Collect all lines containing the word "React" from the data.

>> Start

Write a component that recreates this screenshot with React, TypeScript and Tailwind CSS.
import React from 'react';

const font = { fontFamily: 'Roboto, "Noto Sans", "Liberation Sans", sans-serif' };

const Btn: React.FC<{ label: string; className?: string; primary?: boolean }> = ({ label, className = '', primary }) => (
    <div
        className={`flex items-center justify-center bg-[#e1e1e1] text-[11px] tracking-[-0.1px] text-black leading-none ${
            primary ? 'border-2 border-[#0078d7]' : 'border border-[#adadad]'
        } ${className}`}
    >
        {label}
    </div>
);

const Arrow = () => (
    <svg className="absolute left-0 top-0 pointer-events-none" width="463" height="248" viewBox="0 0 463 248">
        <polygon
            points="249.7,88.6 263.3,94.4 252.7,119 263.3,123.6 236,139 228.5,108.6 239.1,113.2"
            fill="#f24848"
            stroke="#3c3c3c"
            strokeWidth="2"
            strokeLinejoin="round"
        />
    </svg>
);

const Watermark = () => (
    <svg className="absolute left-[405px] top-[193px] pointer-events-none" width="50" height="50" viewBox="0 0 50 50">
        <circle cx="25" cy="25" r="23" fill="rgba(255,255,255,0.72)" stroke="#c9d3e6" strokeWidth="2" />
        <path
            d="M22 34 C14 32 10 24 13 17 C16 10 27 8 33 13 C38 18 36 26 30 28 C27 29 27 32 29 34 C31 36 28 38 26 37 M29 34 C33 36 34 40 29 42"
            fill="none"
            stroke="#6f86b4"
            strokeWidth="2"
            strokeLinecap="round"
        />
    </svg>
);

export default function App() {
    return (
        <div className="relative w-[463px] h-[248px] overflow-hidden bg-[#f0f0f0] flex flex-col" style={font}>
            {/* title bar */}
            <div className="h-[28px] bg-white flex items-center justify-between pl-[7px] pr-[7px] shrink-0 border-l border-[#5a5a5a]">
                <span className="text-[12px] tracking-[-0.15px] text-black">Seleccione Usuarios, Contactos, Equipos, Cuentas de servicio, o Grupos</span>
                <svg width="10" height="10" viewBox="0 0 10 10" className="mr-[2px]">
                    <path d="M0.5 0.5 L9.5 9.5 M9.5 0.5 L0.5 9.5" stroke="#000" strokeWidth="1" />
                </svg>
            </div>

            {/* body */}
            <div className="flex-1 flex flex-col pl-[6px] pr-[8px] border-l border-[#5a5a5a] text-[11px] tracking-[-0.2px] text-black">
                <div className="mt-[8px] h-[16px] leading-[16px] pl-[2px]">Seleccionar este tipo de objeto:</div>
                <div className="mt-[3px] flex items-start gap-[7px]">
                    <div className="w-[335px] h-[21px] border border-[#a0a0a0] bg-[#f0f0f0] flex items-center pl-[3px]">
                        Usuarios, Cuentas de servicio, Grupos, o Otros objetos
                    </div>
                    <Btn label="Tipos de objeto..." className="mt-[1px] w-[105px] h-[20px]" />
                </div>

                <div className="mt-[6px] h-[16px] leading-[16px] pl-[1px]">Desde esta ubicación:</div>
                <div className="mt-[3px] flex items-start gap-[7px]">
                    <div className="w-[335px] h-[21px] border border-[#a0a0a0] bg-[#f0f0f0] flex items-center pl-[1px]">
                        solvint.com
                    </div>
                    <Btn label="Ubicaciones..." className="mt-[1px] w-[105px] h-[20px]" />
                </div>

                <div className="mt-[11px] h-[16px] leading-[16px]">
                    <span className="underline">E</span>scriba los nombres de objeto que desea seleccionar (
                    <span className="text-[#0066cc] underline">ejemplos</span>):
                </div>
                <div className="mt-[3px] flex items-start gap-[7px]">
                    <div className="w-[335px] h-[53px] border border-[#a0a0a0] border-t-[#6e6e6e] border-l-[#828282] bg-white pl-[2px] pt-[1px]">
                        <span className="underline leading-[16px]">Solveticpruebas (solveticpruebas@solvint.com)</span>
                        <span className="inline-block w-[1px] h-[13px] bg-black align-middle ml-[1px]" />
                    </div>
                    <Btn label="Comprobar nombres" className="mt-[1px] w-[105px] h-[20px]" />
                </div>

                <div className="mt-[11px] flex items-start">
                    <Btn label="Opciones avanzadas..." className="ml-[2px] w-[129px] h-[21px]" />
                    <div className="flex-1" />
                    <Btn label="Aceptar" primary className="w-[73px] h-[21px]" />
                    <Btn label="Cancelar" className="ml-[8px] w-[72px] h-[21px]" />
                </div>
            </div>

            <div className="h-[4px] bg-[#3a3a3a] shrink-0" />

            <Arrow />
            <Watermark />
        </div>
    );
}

>> End

[Completed task]
Write a component that recreates this screenshot with React, TypeScript and Tailwind CSS.
import React from 'react';
const Btn: React.FC<{ label: string; className?: string; primary?: boolean }> = ({ label, className = '', primary }) => (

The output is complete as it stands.